CEVABEN: İfademde bahsetmiş olduğum Creative firması Merthan Açıl’ın firmasıdır. Kendisinin toplamda 470 milyon civarında tutan almış olduğu 18 ihalenin bir tanesine teklif attığım için dosyada şüpheli olarak bulunuyorum. Bu firmanın sahibinin Merthan Açıl olduğunu da soruşturmadan sonra öğrendim. Ben Merthan’ı Acun Ilıcalı’nın sahibi olduğu Hull City takımında yönetici olarak maaşlı çalışanı ve eski bacanağı olarak biliyordum. Acun Ilıcalı’yla da çok yakın ilişkileri olduğunu öğrendim. Acun Ilıcalı Merthan Açıl’ı kardeşi olarak görür.
Emrah Bağdatlı’nın yönlendirmesiyle hukuki konularda bilgi almak amacıyla iki üç sefer telefonda konuşmamız dışında hiçbir tanışıklığım yoktur. Kendisi yurt dışında yaşamaktadır, yüz yüze hiç görüşmedik. Kendisi Emrah Bağdatlı’yla 10-15 yıllık çok yakın arkadaşlarmış. Ömür Yılmaz’sa Emrah Bağdatlı’nın çok yakın arkadaşıdır.

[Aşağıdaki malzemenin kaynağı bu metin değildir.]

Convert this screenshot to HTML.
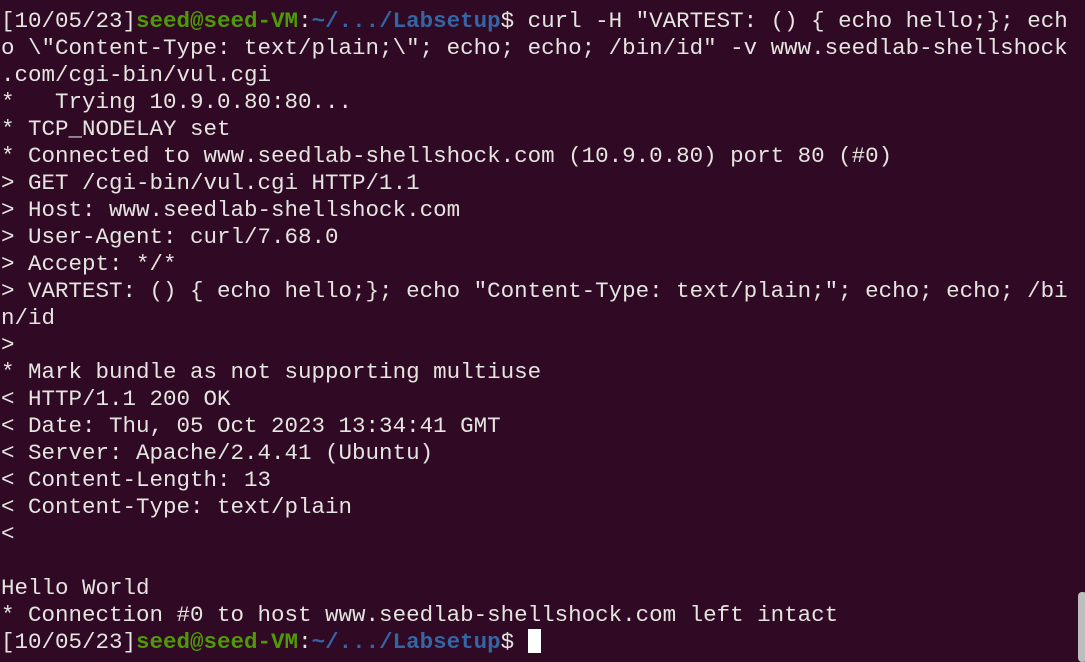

Ağabeyinin emniyet amiri olduğunu, kendisinin de Karaköy’de bir arkadaşıyla kafe restoran tarzı bir yer işlettiğini biliyordum. Reklam firması olduğunu da soruşturmadan sonra öğrendim. Emrah Bağdatlı’yla beraber bazen maç yemeklerimize gelirdi, kendisi de Galatasaray taraftarıdır. Aynı zamanda Akasya Sitesi’nden komşu olmamız sebebiyle sabah yürüyüşlerinde karşılaşıp konuşurduk. Kendisinin ufak bir köpeği vardı kızlarım onunla oynardı. Bazı Galatasaray maçlarından sonra telefonda konuşmuşluğumuz vardır. Nişanlısının karıştığı bir trafik kazası sonrası avukatlıklarını da yaptık. Kendisiyle komşu olmamız sebebiyle daha çok görüşmüşlüğümüz vardır.”